Traditionally CDNs served static content files and pre-generated files such as HTML, CSS, JS, image and images. CDNs have evolved since to now serve dynamic content as well, including rich media.

Content served from CDN significantly improves the performance by reducing latency, since the content is served from servers closest to the users. In addition the load on the servers is also reduced since they do not have to serve content that is served from CDN.

System Design Interview Questions

Caching


Caching is the mechanism of storing data in a temporary storage location, either in memory or on disc, so that request to the data can be served faster.

Caching improves performance by decreasing page load times, and reduces the load on servers and databases.

In a typical caching model, when a new client request for a resource comes in, a lookup is done on the temporary storage to see if a similar request came in earlier. If a similar request is found then the previous result is returned with out hitting the server or database. If a similar request is not found, then the client request is send to the server or database to fetch the result, the result is updated in the temporary storage, and the result is returned back to the client.

System Design Interview Questions


Asynchronous processors


Asynchronous workflows help decouple processes, reduce request times for expensive operations, and can complete time-consuming work in advance.

Asynchronous workflows can be implemented via message queues which receive and hold messages in an asynchronous workflow. Producers post messages to the queue and consumers consume messages from the queues.

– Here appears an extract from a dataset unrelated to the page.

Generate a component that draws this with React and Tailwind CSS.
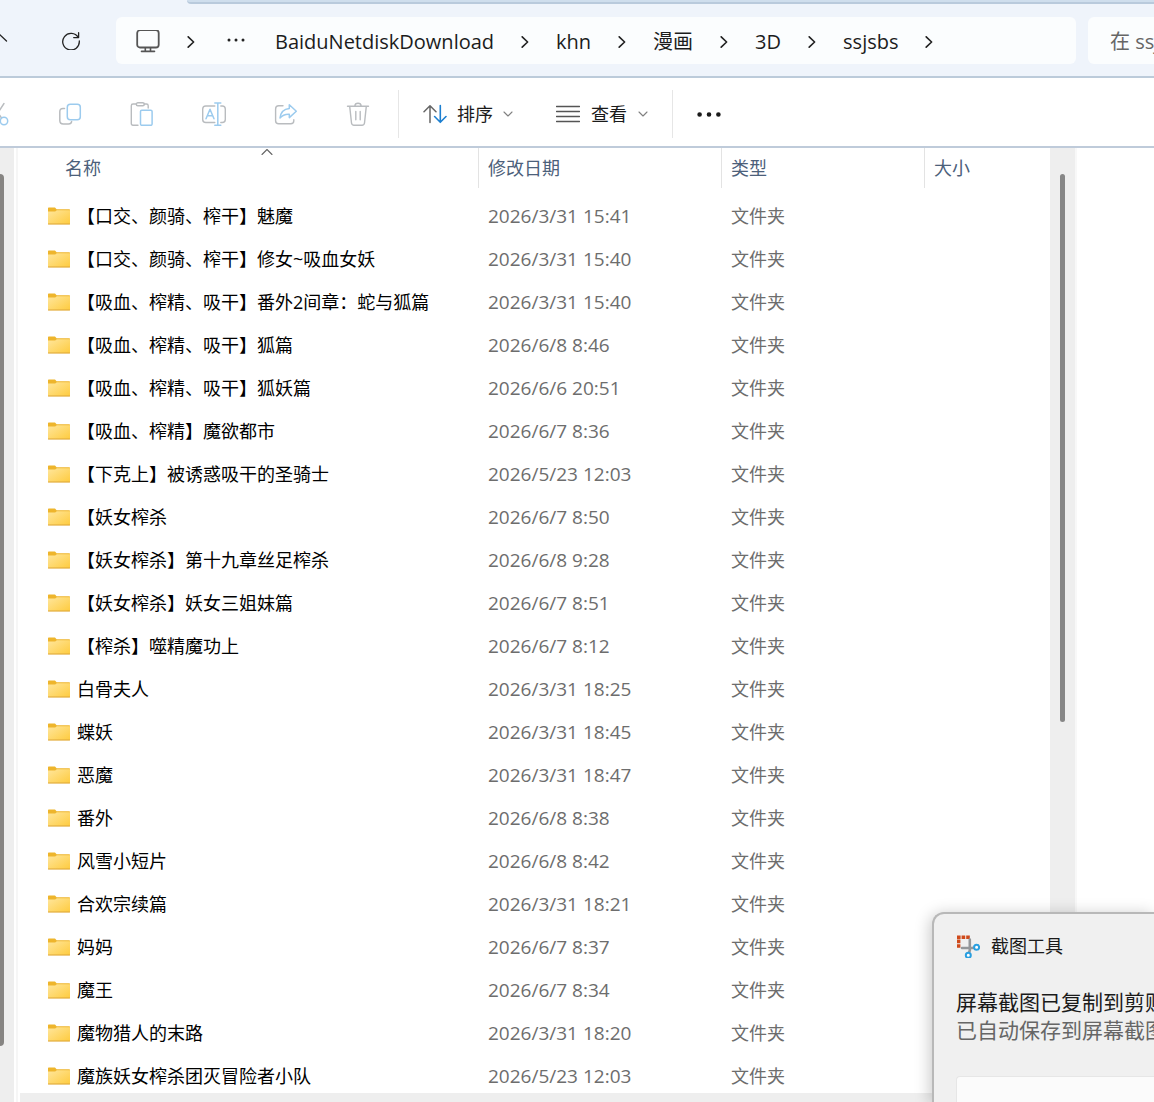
// App.jsx
import { Fragment } from "react";

const folders = [
  { name: "【口交、颜骑、榨干】魅魔", date: "2026/3/31 15:41" },
  { name: "【口交、颜骑、榨干】修女~吸血女妖", date: "2026/3/31 15:40" },
  { name: "【吸血、榨精、吸干】番外2间章：蛇与狐篇", date: "2026/3/31 15:40" },
  { name: "【吸血、榨精、吸干】狐篇", date: "2026/6/8 8:46" },
  { name: "【吸血、榨精、吸干】狐妖篇", date: "2026/6/6 20:51" },
  { name: "【吸血、榨精】魔欲都市", date: "2026/6/7 8:36" },
  { name: "【下克上】被诱惑吸干的圣骑士", date: "2026/5/23 12:03" },
  { name: "【妖女榨杀", date: "2026/6/7 8:50" },
  { name: "【妖女榨杀】第十九章丝足榨杀", date: "2026/6/8 9:28" },
  { name: "【妖女榨杀】妖女三姐妹篇", date: "2026/6/7 8:51" },
  { name: "【榨杀】噬精魔功上", date: "2026/6/7 8:12" },
  { name: "白骨夫人", date: "2026/3/31 18:25" },
  { name: "蝶妖", date: "2026/3/31 18:45" },
  { name: "恶魔", date: "2026/3/31 18:47" },
  { name: "番外", date: "2026/6/8 8:38" },
  { name: "风雪小短片", date: "2026/6/8 8:42" },
  { name: "合欢宗续篇", date: "2026/3/31 18:21" },
  { name: "妈妈", date: "2026/6/7 8:37" },
  { name: "魔王", date: "2026/6/7 8:34" },
  { name: "魔物猎人的末路", date: "2026/3/31 18:20" },
  { name: "魔族妖女榨杀团灭冒险者小队", date: "2026/5/23 12:03" },
];

const crumbs = ["BaiduNetdiskDownload", "khn", "漫画", "3D", "ssjsbs"];

const Icon = ({ children, className = "size-6", box = "0 0 24 24" }) => (
  <svg viewBox={box} className={`shrink-0 ${className}`} fill="none" strokeLinecap="round" strokeLinejoin="round" aria-hidden="true">
    {children}
  </svg>
);

const GRAY = "#b9bcbf";
const BLUE = "#9ccbee";

const ChevronRight = () => (
  <Icon className="h-3 w-2" box="0 0 8 12">
    <path d="M1.2 0.8 6.6 6 1.2 11.2" stroke="#222" strokeWidth="1.6" />
  </Icon>
);

const ChevronDown = () => (
  <Icon className="h-2 w-2.5" box="0 0 10 8">
    <path d="M1 2 5 6 9 2" stroke="#808080" strokeWidth="1.1" />
  </Icon>
);

const FolderIcon = () => (
  <Icon className="h-[18px] w-[22px]" box="0 0 22 18">
    <defs>
      <linearGradient id="folder" x1="0" y1="0" x2="1" y2="1">
        <stop offset="0" stopColor="#ffe69c" />
        <stop offset="1" stopColor="#fecb3e" />
      </linearGradient>
    </defs>
    <path d="M0 1.2Q0 .5.7.5H7l1.6 1.7H21.3Q22 2.2 22 2.9V5H0Z" fill="#eeb52c" />
    <path d="M0 4.6H7.2L8.8 3.2H22V16.6Q22 17.3 21.3 17.3H.7Q0 17.3 0 16.6Z" fill="url(#folder)" />
    <path d="M.4 17H21.6" stroke="#dda63a" strokeWidth="1" />
  </Icon>
);

const actions = [
  {
    label: "剪切",
    icon: (
      <>
        <path d="M6 1.5 15.5 16M18 1.5 8.5 16" stroke={GRAY} strokeWidth="1.4" />
        <circle cx="6.5" cy="19" r="3.7" stroke={BLUE} strokeWidth="1.5" />
        <circle cx="18" cy="19" r="3.7" stroke={BLUE} strokeWidth="1.5" />
      </>
    ),
  },
  {
    label: "复制",
    icon: (
      <>
        <path d="M6.5 6.5H5Q1.8 6.5 1.8 9.7V18.5Q1.8 22 5.3 22H10.5Q13.3 22 13.6 19.6" stroke={GRAY} strokeWidth="1.5" />
        <rect x="9.3" y="2.3" width="13" height="15.4" rx="3" stroke={BLUE} strokeWidth="1.5" />
      </>
    ),
  },
  {
    label: "粘贴",
    icon: (
      <>
        <path d="M8 23.2H3Q1.3 23.2 1.3 21.5V3.7Q1.3 2 3 2H6.2M14.3 2H16.5Q18.2 2 18.2 3.7V6" stroke={GRAY} strokeWidth="1.4" />
        <rect x="6.3" y=".8" width="8" height="3" rx="1.5" stroke={GRAY} strokeWidth="1.4" />
        <rect x="10.5" y="8.3" width="11.6" height="15" rx="1.3" stroke={BLUE} strokeWidth="1.5" />
      </>
    ),
  },
  {
    label: "重命名",
    icon: (
      <>
        <path d="M12.8 20.5H3.8Q.7 20.5.7 17.4V7.1Q.7 4 3.8 4H12.8M18.8 4H20.2Q23.3 4 23.3 7.1V17.4Q23.3 20.5 20.2 20.5H18.8" stroke={GRAY} strokeWidth="1.4" />
        <path d="M4 16.8 8 7.2 12 16.8M5.3 13.8H10.7M15.8 1.2V23M12.8 1H18.8M12.8 23.2H18.8" stroke={BLUE} strokeWidth="1.5" />
      </>
    ),
  },
  {
    label: "共享",
    icon: (
      <>
        <path d="M9 3.8H4.7Q1.6 3.8 1.6 6.9V18.7Q1.6 21.8 4.7 21.8H16.7Q19.8 21.8 19.8 18.7V17.8" stroke={GRAY} strokeWidth="1.4" />
        <path d="M15.3 2.7 22.3 9.2 15.3 15.6V12.2Q9.5 11.8 6 16Q7 7.2 15.3 6.4Z" stroke={BLUE} strokeWidth="1.5" />
      </>
    ),
  },
  {
    label: "删除",
    icon: (
      <>
        <path d="M1.5 4.2H22.5M8.8 4Q9 1.2 12 1.2T15.2 4M3.7 4.4 5.5 21Q5.8 23.2 8 23.2H16Q18.2 23.2 18.5 21L20.3 4.4M9.8 9.5V17.8M14.2 9.5V17.8" stroke={GRAY} strokeWidth="1.4" />
      </>
    ),
  },
];

const TopBar = () => (
  <header className="relative flex h-[78px] shrink-0 items-start gap-3 border-b-2 border-[#bccbda] bg-[#eff4fb] pt-[17px]">
    <div className="absolute left-[187px] right-0 top-0 h-1 rounded-bl border-b-2 border-[#b9cadc] bg-[#cfdeed]" />
    <nav className="flex h-12 w-[104px] shrink-0 items-center gap-[52px] overflow-hidden">
      <button aria-label="上一级" className="-ml-3.5 shrink-0">
        <Icon>
          <path d="M3.5 12 12 4 20.5 12M12 4V22" stroke="#222" strokeWidth="1.3" />
        </Icon>
      </button>
      <button aria-label="刷新" className="shrink-0">
        <Icon className="size-[18px]" box="0 0 18 18">
          <path d="M16.2 5.5A8.3 8.3 0 1 0 17.3 9M16.6.7V5.6H11.7" stroke="#222" strokeWidth="1.3" />
        </Icon>
      </button>
    </nav>
    <div className="flex h-[47px] min-w-0 flex-1 items-center gap-[27px] overflow-hidden rounded-md bg-[#fbfdfe] px-5 pt-0.5 text-[20px] leading-7 text-[#1c1c1c]">
      <button aria-label="此电脑" className="shrink-0">
        <Icon>
          <rect x="1.2" y="0.2" width="21.5" height="17.3" rx="2.8" stroke="#555" strokeWidth="1.8" />
          <path d="M9.3 18V21M14.5 18V21M5.5 21.4H18.5" stroke="#555" strokeWidth="1.6" />
        </Icon>
      </button>
      <ChevronRight />
      <button aria-label="更多路径" className="shrink-0">
        <Icon className="h-6 w-[26px]" box="-5 0 26 24">
          <path d="M2 10h.01M9 10h.01M16 10h.01" stroke="#222" strokeWidth="3" />
        </Icon>
      </button>
      {crumbs.map((crumb) => (
        <Fragment key={crumb}>
          <a href="#" className="shrink-0">{crumb}</a>
          <ChevronRight />
        </Fragment>
      ))}
    </div>
    <div className="h-[47px] w-[66px] shrink-0 rounded-l-md bg-[#fbfdfe]">
      <input
        aria-label="搜索"
        placeholder="在 ssjsbs 中搜索"
        className="h-full w-full bg-transparent pl-[22px] pt-0.5 text-[20px] text-[#1c1c1c] outline-none placeholder:text-[#666]"
      />
    </div>
  </header>
);

const Toolbar = () => (
  <div className="flex h-[70px] shrink-0 items-center overflow-hidden border-b-2 border-[#bfcbda] bg-white pt-1 text-lg leading-7 text-[#1a1a1a]">
    <div className="-ml-3.5 flex shrink-0 gap-12">
      {actions.map(({ label, icon }) => (
        <button key={label} aria-label={label}>
          <Icon>{icon}</Icon>
        </button>
      ))}
    </div>
    <div className="ml-7 flex h-12 shrink-0 items-center gap-[43px] border-x border-[#e6e6e6] px-6">
      <button className="flex items-center gap-2.5">
        <Icon>
          <path d="M7 20.5V4M1 9.7 7 3.7 13 9.7" stroke="#666" strokeWidth="1.5" />
          <path d="M17.3 3.5V20M11.6 14.5 17.3 20.3 23 14.5" stroke="#1c7fd0" strokeWidth="1.6" />
        </Icon>
        排序
        <ChevronDown />
      </button>
      <button className="flex items-center gap-[11px]">
        <Icon>
          <path d="M.5 4.5H23.5M.5 9.5H23.5M.5 14.5H23.5M.5 19.5H23.5" stroke="#555" strokeWidth="1.5" />
        </Icon>
        查看
        <ChevronDown />
      </button>
    </div>
    <button aria-label="更多" className="ml-6 shrink-0">
      <Icon>
        <path d="M2.6 12.5h.01M12 12.5h.01M21.4 12.5h.01" stroke="#1a1a1a" strokeWidth="4.6" />
      </Icon>
    </button>
  </div>
);

const FileTable = () => (
  <table className="w-full table-fixed border-collapse text-left text-lg">
    <colgroup>
      <col className="w-[459px]" />
      <col className="w-[243px]" />
      <col className="w-[203px]" />
      <col />
    </colgroup>
    <thead className="leading-6 text-[#4c607a]">
      <tr className="h-[46px] align-top">
        <th className="p-0 font-normal">
          <button className="relative flex h-10 w-full items-center border-r border-[#e3e3e3] pl-[45px]">
            名称
            <span className="absolute left-1/2 top-0 -translate-x-1/2 pl-9">
              <Icon className="h-2 w-3" box="0 0 12 8">
                <path d="M1 6.5 6 1.5 11 6.5" stroke="#666" strokeWidth="1.1" />
              </Icon>
            </span>
          </button>
        </th>
        <th className="p-0 font-normal">
          <button className="flex h-10 w-full items-center border-r border-[#e3e3e3] pl-[9px]">修改日期</button>
        </th>
        <th className="p-0 font-normal">
          <button className="flex h-10 w-full items-center border-r border-[#e3e3e3] pl-[9px]">类型</button>
        </th>
        <th className="p-0 font-normal">
          <button className="flex h-10 w-full items-center pl-[9px]">大小</button>
        </th>
      </tr>
    </thead>
    <tbody className="leading-6 text-[#6d6d6d]">
      {folders.map((folder) => (
        <tr key={folder.name} className="h-[43px]">
          <td className="p-0 pl-7">
            <div className="flex items-center gap-[7px] whitespace-nowrap text-black">
              <FolderIcon />
              {folder.name}
            </div>
          </td>
          <td className="p-0 pl-[9px] text-[19px]">{folder.date}</td>
          <td className="p-0 pl-[9px]">文件夹</td>
          <td className="p-0" />
        </tr>
      ))}
    </tbody>
  </table>
);

const Toast = () => (
  <aside className="absolute bottom-0 right-0 h-[190px] w-[222px] overflow-hidden whitespace-nowrap rounded-tl-xl border-l-2 border-t-2 border-[#b8b8b8] bg-[#f0f0f0] pl-[22px] pt-5 text-[#1a1a1a] shadow-[-2px_2px_16px_rgba(0,0,0,0.22)]">
    <div className="flex items-center gap-[11px] text-lg leading-6">
      <Icon>
        <path d="M1 3.2H14" stroke="#cf4a1b" strokeWidth="3.4" strokeLinecap="butt" strokeDasharray="3.6 1" />
        <path d="M2.7 5.6V14.5" stroke="#cf4a1b" strokeWidth="3.4" strokeLinecap="butt" strokeDasharray="3.6 1" />
        <path d="M13.8 5.5V16.5L12.8 19M6 14H16L19 13.4" stroke="#94979a" strokeWidth="2.6" />
        <circle cx="20.6" cy="13.3" r="2.5" stroke="#2a9fe0" strokeWidth="2" fill="#fff" />
        <circle cx="12.3" cy="21.2" r="2.5" stroke="#2a9fe0" strokeWidth="2" fill="#fff" />
      </Icon>
      截图工具
    </div>
    <p className="mt-[30px] text-[21px] leading-7">屏幕截图已复制到剪贴板</p>
    <p className="text-[21px] leading-7 text-[#666]">已自动保存到屏幕截图文件夹</p>
    <button aria-label="标记和共享" className="mt-8 h-14 w-full rounded-tl border-l border-t border-[#e6e6e6] bg-[#fbfbfb]" />
  </aside>
);

const App = () => {
  return (
    <div className="relative flex h-screen flex-col overflow-hidden bg-white font-['Open_Sans','Noto_Sans_CJK_SC',sans-serif]">
      <TopBar />
      <Toolbar />
      <main className="flex min-h-0 flex-1">
        <div className="w-3.5 shrink-0 bg-[#eeeeee] pt-[26px]">
          <div className="h-[94%] w-1 rounded-r-sm bg-[#868482]" />
        </div>
        <div className="w-1.5 shrink-0 border-x-2 border-white bg-[#f6f6f6]" />
        <section className="flex min-w-0 flex-1 flex-col">
          <div className="min-h-0 flex-1 overflow-hidden">
            <FileTable />
          </div>
          <div className="h-[9px] shrink-0 bg-[#eeeeee]" />
        </section>
        <div className="w-[25px] shrink-0 bg-[#eeeeee] pl-2.5 pt-[26px]">
          <div className="h-[59%] w-[5px] rounded-full bg-[#868686]" />
        </div>
        <div className="w-[79px] shrink-0 border-l-2 border-[#f8f8f8]" />
      </main>
      <Toast />
    </div>
  );
};

export default App;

System Design Interview Questions

Batch Processors


Batch Processors


Rate Limiters


A rate limiter limits the number of requests that a service fulfills. It throttles or blocks requests if they exceed the limit.

A rate limiter protects services against attacks such as denial-of-service (DOS) attacks and brute-force password attempts.

Rate limiter also acts as a defensive layer for services to prevent excessive usage, whether intended or unintended.